→ Instructions to follow: All of the material below is to be restated word for word, apart from the pictures.

→ Provided data:
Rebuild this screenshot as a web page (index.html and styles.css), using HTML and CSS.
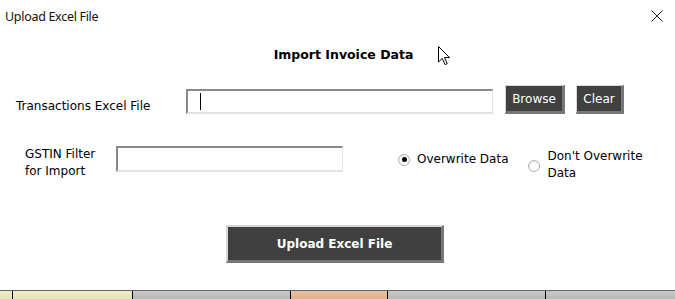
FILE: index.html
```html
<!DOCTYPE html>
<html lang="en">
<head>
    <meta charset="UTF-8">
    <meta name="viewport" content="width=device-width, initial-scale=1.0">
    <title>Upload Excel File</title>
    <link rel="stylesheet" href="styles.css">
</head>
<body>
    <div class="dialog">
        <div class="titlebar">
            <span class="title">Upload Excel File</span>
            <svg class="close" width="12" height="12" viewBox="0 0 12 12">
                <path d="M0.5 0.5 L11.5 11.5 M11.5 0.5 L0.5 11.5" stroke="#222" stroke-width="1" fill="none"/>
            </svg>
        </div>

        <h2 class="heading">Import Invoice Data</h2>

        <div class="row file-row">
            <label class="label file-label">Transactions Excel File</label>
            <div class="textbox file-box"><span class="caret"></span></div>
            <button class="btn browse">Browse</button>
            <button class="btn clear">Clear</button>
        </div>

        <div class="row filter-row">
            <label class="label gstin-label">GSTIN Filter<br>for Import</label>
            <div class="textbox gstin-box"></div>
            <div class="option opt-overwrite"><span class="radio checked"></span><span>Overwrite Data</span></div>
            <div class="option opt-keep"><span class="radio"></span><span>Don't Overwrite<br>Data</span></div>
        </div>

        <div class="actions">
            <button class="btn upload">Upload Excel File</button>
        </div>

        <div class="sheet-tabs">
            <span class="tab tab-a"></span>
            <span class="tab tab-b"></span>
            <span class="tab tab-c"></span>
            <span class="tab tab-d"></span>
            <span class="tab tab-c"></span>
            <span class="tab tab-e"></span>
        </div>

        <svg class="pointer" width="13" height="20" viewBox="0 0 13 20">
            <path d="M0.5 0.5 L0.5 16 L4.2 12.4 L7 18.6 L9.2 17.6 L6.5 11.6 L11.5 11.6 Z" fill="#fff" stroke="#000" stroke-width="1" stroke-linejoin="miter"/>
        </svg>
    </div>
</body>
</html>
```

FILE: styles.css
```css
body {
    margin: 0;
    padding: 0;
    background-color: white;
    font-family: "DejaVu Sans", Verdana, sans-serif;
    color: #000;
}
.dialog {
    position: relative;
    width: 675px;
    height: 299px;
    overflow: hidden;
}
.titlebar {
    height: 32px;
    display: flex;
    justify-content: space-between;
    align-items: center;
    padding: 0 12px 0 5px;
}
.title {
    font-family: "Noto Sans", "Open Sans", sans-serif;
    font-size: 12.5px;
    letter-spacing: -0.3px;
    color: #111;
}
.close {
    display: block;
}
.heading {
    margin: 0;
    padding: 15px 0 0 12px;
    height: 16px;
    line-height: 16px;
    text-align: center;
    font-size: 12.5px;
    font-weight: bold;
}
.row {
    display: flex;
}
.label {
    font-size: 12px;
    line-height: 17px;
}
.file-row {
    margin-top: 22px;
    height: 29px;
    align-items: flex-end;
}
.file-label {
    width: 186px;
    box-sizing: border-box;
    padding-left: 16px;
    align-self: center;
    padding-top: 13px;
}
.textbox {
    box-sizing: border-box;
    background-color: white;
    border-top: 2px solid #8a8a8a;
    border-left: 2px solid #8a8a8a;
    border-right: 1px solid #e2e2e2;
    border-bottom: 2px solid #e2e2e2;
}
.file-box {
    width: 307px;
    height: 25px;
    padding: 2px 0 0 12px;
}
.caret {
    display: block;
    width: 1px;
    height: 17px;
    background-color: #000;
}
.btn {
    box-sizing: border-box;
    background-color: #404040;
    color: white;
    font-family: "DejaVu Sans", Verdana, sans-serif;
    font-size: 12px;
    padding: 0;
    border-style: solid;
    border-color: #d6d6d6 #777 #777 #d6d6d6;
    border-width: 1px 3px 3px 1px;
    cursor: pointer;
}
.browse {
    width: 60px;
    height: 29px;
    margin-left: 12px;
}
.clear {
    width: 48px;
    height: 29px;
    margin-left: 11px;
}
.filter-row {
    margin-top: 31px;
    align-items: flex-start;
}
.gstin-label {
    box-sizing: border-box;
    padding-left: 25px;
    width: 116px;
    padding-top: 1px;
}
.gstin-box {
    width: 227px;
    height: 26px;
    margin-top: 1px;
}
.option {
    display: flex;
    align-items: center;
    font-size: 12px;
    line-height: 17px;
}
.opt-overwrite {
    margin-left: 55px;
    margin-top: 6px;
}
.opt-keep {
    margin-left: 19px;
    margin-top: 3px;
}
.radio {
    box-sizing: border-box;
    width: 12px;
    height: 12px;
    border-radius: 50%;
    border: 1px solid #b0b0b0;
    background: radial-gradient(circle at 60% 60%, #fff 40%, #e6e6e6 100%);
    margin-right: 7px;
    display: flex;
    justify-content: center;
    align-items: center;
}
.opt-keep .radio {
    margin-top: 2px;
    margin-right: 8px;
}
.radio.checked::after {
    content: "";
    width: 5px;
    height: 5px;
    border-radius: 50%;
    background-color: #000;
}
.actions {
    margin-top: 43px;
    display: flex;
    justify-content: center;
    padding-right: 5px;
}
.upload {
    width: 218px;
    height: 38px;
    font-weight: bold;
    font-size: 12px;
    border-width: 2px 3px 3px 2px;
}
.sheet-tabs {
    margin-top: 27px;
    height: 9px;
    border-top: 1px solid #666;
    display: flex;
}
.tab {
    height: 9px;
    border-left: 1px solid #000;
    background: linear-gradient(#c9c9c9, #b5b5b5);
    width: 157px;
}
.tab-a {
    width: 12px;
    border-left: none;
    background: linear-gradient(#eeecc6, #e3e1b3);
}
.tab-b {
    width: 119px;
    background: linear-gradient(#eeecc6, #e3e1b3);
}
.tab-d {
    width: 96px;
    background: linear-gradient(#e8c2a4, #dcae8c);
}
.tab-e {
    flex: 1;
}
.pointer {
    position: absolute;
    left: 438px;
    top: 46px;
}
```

→ Result of the exercise:
Rebuild this screenshot as a web page (index.html and styles.css), using HTML and CSS.
FILE: index.html
```html
<!DOCTYPE html>
<html lang="en">
<head>
    <meta charset="UTF-8">
    <meta name="viewport" content="width=device-width, initial-scale=1.0">
    <title>Upload Excel File</title>
    <link rel="stylesheet" href="styles.css">
</head>
<body>
    <div class="dialog">
        <div class="titlebar">
            <span class="title">Upload Excel File</span>
            <svg class="close" width="12" height="12" viewBox="0 0 12 12">
                <path d="M0.5 0.5 L11.5 11.5 M11.5 0.5 L0.5 11.5" stroke="#222" stroke-width="1" fill="none"/>
            </svg>
        </div>

        <h2 class="heading">Import Invoice Data</h2>

        <div class="row file-row">
            <label class="label file-label">Transactions Excel File</label>
            <div class="textbox file-box"><span class="caret"></span></div>
            <button class="btn browse">Browse</button>
            <button class="btn clear">Clear</button>
        </div>

        <div class="row filter-row">
            <label class="label gstin-label">GSTIN Filter<br>for Import</label>
            <div class="textbox gstin-box"></div>
            <div class="option opt-overwrite"><span class="radio checked"></span><span>Overwrite Data</span></div>
            <div class="option opt-keep"><span class="radio"></span><span>Don't Overwrite<br>Data</span></div>
        </div>

        <div class="actions">
            <button class="btn upload">Upload Excel File</button>
        </div>

        <div class="sheet-tabs">
            <span class="tab tab-a"></span>
            <span class="tab tab-b"></span>
            <span class="tab tab-c"></span>
            <span class="tab tab-d"></span>
            <span class="tab tab-c"></span>
            <span class="tab tab-e"></span>
        </div>

        <svg class="pointer" width="13" height="20" viewBox="0 0 13 20">
            <path d="M0.5 0.5 L0.5 16 L4.2 12.4 L7 18.6 L9.2 17.6 L6.5 11.6 L11.5 11.6 Z" fill="#fff" stroke="#000" stroke-width="1" stroke-linejoin="miter"/>
        </svg>
    </div>
</body>
</html>
```

FILE: styles.css
```css
body {
    margin: 0;
    padding: 0;
    background-color: white;
    font-family: "DejaVu Sans", Verdana, sans-serif;
    color: #000;
}
.dialog {
    position: relative;
    width: 675px;
    height: 299px;
    overflow: hidden;
}
.titlebar {
    height: 32px;
    display: flex;
    justify-content: space-between;
    align-items: center;
    padding: 0 12px 0 5px;
}
.title {
    font-family: "Noto Sans", "Open Sans", sans-serif;
    font-size: 12.5px;
    letter-spacing: -0.3px;
    color: #111;
}
.close {
    display: block;
}
.heading {
    margin: 0;
    padding: 15px 0 0 12px;
    height: 16px;
    line-height: 16px;
    text-align: center;
    font-size: 12.5px;
    font-weight: bold;
}
.row {
    display: flex;
}
.label {
    font-size: 12px;
    line-height: 17px;
}
.file-row {
    margin-top: 22px;
    height: 29px;
    align-items: flex-end;
}
.file-label {
    width: 186px;
    box-sizing: border-box;
    padding-left: 16px;
    align-self: center;
    padding-top: 13px;
}
.textbox {
    box-sizing: border-box;
    background-color: white;
    border-top: 2px solid #8a8a8a;
    border-left: 2px solid #8a8a8a;
    border-right: 1px solid #e2e2e2;
    border-bottom: 2px solid #e2e2e2;
}
.file-box {
    width: 307px;
    height: 25px;
    padding: 2px 0 0 12px;
}
.caret {
    display: block;
    width: 1px;
    height: 17px;
    background-color: #000;
}
.btn {
    box-sizing: border-box;
    background-color: #404040;
    color: white;
    font-family: "DejaVu Sans", Verdana, sans-serif;
    font-size: 12px;
    padding: 0;
    border-style: solid;
    border-color: #d6d6d6 #777 #777 #d6d6d6;
    border-width: 1px 3px 3px 1px;
    cursor: pointer;
}
.browse {
    width: 60px;
    height: 29px;
    margin-left: 12px;
}
.clear {
    width: 48px;
    height: 29px;
    margin-left: 11px;
}
.filter-row {
    margin-top: 31px;
    align-items: flex-start;
}
.gstin-label {
    box-sizing: border-box;
    padding-left: 25px;
    width: 116px;
    padding-top: 1px;
}
.gstin-box {
    width: 227px;
    height: 26px;
    margin-top: 1px;
}
.option {
    display: flex;
    align-items: center;
    font-size: 12px;
    line-height: 17px;
}
.opt-overwrite {
    margin-left: 55px;
    margin-top: 6px;
}
.opt-keep {
    margin-left: 19px;
    margin-top: 3px;
}
.radio {
    box-sizing: border-box;
    width: 12px;
    height: 12px;
    border-radius: 50%;
    border: 1px solid #b0b0b0;
    background: radial-gradient(circle at 60% 60%, #fff 40%, #e6e6e6 100%);
    margin-right: 7px;
    display: flex;
    justify-content: center;
    align-items: center;
}
.opt-keep .radio {
    margin-top: 2px;
    margin-right: 8px;
}
.radio.checked::after {
    content: "";
    width: 5px;
    height: 5px;
    border-radius: 50%;
    background-color: #000;
}
.actions {
    margin-top: 43px;
    display: flex;
    justify-content: center;
    padding-right: 5px;
}
.upload {
    width: 218px;
    height: 38px;
    font-weight: bold;
    font-size: 12px;
    border-width: 2px 3px 3px 2px;
}
.sheet-tabs {
    margin-top: 27px;
    height: 9px;
    border-top: 1px solid #666;
    display: flex;
}
.tab {
    height: 9px;
    border-left: 1px solid #000;
    background: linear-gradient(#c9c9c9, #b5b5b5);
    width: 157px;
}
.tab-a {
    width: 12px;
    border-left: none;
    background: linear-gradient(#eeecc6, #e3e1b3);
}
.tab-b {
    width: 119px;
    background: linear-gradient(#eeecc6, #e3e1b3);
}
.tab-d {
    width: 96px;
    background: linear-gradient(#e8c2a4, #dcae8c);
}
.tab-e {
    flex: 1;
}
.pointer {
    position: absolute;
    left: 438px;
    top: 46px;
}
```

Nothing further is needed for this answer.